SHORT TASK: List each line of the data in which the string "React" appears.

::: COLLECTED DATA :::

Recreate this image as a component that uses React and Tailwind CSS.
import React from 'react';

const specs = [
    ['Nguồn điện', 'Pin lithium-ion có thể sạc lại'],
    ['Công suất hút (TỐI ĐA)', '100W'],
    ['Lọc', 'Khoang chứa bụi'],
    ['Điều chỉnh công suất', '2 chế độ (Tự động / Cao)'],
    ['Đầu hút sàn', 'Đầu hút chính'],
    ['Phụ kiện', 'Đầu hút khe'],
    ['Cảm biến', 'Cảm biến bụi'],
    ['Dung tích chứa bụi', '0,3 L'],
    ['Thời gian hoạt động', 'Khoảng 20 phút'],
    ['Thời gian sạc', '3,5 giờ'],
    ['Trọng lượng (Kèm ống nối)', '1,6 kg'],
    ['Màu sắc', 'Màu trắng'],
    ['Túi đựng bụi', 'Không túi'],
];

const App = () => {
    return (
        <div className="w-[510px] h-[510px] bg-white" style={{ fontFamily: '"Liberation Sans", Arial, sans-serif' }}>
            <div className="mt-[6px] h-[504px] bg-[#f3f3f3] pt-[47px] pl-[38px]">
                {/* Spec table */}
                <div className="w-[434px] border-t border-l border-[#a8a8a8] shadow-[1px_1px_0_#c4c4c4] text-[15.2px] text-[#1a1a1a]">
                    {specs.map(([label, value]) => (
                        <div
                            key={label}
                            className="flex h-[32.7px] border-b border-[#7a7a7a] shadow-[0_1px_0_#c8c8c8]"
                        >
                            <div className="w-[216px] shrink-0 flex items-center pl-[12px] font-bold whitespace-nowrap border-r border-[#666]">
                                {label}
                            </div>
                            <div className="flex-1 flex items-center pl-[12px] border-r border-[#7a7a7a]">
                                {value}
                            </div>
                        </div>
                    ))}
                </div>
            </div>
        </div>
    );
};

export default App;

:::

EXERCISE SOLUTION:
Recreate this image as a component that uses React and Tailwind CSS.
import React from 'react';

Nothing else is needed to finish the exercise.